Travels, no matter how long or short, are always life-changing.
2007 was a year I would always associate with homesickness. It was my first time to be permanently away. What I had anticipated to be an exciting and fabulous experience would turn out to be a roller-coaster ride of adjusting to a new environment (from dry/rainy season to a four-season climate), adapting to a new culture, (which includes strange tastes, unfamiliar sounds, & jaw-dropping sights, i.e. hi-tech comfort rooms with temperature and pressure-controlled bidets & flush-sound option without any actual flushing for those too conscious to let strangers hear them pee) and dealing with the idea of no longer being "home," (away from my friends, boyfriend, and the local parties). At the start, I was very resistant to all the newness being thrown my way but months later, I started to love it.

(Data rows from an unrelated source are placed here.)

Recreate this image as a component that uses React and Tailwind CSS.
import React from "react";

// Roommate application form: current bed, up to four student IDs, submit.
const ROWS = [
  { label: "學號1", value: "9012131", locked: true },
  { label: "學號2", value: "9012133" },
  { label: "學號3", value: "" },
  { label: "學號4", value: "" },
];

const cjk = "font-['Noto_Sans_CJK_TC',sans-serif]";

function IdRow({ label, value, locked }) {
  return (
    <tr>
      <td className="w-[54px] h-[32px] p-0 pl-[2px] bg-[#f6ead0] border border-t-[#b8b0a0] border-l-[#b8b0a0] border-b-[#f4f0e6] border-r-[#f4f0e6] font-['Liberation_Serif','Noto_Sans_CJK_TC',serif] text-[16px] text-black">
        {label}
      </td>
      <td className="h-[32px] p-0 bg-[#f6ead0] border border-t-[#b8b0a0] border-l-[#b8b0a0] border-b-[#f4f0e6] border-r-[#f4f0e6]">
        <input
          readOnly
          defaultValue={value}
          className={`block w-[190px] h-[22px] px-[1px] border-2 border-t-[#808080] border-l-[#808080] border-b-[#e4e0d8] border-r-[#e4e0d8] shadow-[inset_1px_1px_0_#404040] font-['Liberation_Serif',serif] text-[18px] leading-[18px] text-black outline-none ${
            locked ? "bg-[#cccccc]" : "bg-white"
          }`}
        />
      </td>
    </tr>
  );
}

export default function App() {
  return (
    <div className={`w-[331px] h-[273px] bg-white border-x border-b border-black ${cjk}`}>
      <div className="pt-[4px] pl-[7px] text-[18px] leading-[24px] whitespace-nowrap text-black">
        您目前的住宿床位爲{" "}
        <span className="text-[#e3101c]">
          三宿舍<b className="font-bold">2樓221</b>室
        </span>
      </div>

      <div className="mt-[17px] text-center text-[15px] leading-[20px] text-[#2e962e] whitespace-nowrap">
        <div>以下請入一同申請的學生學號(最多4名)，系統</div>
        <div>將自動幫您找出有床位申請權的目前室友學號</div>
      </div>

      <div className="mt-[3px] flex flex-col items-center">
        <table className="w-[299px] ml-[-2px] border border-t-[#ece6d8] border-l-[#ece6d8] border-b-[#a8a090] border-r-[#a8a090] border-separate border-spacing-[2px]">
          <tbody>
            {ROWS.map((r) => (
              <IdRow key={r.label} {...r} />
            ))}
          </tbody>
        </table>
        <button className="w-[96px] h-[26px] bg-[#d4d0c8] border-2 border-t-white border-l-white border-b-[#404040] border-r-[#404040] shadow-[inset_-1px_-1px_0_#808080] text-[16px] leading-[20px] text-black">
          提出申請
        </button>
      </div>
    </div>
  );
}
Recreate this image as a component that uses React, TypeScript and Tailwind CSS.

After being away for a year and a half, I had since moved back to the Philippines. But 2007 and the months that ensued while I was away discovering Japan taught me how fun it is to be in a state of mobility. However, rarely does traveling not involve a hitch; airports are one of the most stressful places on Earth and any bus ride that exceeds 4 hours is hard to think of as being "joyful."
So why do I even bother? Because to me, traveling is not a word you necessarily associate with luxury. Yes, some travels can be luxurious, but a trip that involves staying in a spartan room without TV or AC can still be a trip worth taking if it allows you to bring home something real. More than anything, I think traveling is a way to gain a deeper glimpse of the world. We travel to learn and be awed; to be stimulated by how big and strange, yet the same, our vast planet is.
Let this blog be a chronicler of past and future travels and those other things that fall in between.